◆ STORED RECORDS:
####################

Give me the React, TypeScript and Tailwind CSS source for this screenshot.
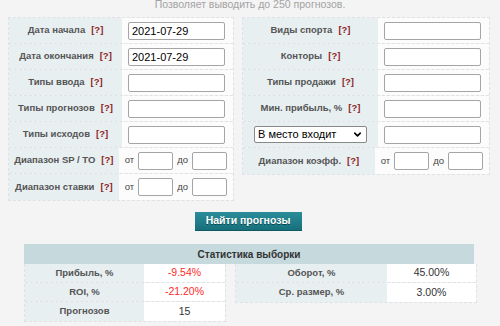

####################

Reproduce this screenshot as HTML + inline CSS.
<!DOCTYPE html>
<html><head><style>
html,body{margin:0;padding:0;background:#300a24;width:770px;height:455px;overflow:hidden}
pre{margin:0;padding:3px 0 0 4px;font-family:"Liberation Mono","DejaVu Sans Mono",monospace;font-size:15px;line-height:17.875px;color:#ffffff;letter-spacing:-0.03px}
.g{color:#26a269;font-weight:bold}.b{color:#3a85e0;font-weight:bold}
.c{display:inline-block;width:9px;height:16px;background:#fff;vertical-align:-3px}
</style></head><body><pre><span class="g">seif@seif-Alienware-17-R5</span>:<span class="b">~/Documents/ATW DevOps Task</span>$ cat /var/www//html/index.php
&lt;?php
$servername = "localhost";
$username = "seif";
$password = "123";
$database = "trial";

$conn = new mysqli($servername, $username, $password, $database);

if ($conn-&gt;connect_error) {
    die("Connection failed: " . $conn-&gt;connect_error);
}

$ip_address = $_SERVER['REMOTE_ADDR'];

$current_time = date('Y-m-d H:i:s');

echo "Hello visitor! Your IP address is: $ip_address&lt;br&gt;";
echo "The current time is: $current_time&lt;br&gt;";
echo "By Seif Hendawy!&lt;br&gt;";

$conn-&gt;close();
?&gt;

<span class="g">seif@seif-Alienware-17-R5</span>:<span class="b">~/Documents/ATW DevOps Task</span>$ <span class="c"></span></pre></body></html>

####################

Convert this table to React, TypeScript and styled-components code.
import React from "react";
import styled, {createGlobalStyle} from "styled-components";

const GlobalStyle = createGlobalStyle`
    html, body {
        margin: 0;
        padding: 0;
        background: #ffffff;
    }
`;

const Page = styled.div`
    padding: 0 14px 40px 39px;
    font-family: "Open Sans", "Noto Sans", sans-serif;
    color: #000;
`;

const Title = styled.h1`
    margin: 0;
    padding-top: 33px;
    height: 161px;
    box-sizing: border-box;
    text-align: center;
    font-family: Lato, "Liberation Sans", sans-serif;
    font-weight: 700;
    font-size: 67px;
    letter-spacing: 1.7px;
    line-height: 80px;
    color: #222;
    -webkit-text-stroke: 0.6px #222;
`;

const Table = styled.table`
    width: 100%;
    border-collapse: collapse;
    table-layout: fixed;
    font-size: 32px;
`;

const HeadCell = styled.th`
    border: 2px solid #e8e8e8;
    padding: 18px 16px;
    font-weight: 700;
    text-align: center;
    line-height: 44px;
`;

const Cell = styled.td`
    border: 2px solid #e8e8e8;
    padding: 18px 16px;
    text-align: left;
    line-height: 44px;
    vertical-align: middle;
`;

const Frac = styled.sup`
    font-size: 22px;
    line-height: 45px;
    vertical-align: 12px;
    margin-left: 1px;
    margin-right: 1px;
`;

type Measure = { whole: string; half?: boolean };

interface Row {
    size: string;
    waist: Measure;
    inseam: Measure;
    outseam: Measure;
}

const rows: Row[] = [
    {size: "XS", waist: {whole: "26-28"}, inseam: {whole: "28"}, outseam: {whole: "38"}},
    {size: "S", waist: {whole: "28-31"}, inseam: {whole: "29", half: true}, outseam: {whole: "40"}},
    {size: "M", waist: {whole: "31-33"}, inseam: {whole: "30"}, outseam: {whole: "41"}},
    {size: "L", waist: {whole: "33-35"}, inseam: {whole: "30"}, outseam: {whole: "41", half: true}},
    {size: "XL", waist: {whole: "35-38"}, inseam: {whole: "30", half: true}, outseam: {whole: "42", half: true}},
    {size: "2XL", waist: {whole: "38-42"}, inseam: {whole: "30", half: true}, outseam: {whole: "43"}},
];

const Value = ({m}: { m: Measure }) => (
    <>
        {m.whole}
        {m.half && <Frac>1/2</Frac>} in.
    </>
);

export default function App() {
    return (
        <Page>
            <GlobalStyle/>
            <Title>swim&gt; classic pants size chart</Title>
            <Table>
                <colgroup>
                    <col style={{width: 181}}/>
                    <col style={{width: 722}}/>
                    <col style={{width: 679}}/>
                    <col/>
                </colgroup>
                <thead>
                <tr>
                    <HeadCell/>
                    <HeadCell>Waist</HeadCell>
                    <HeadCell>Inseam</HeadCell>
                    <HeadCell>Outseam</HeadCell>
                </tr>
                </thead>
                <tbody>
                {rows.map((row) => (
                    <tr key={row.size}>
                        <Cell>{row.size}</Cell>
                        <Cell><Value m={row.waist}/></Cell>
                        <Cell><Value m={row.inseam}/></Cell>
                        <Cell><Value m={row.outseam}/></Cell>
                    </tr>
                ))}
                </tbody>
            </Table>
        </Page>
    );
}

####################

◆ TASK OBJECTIVE: Among the records above, find each line holding the string "screenshot" and pull it out.

◆ RESPONSE TO THE TASK:
Give me the React, TypeScript and Tailwind CSS source for this screenshot.
Reproduce this screenshot as HTML + inline CSS.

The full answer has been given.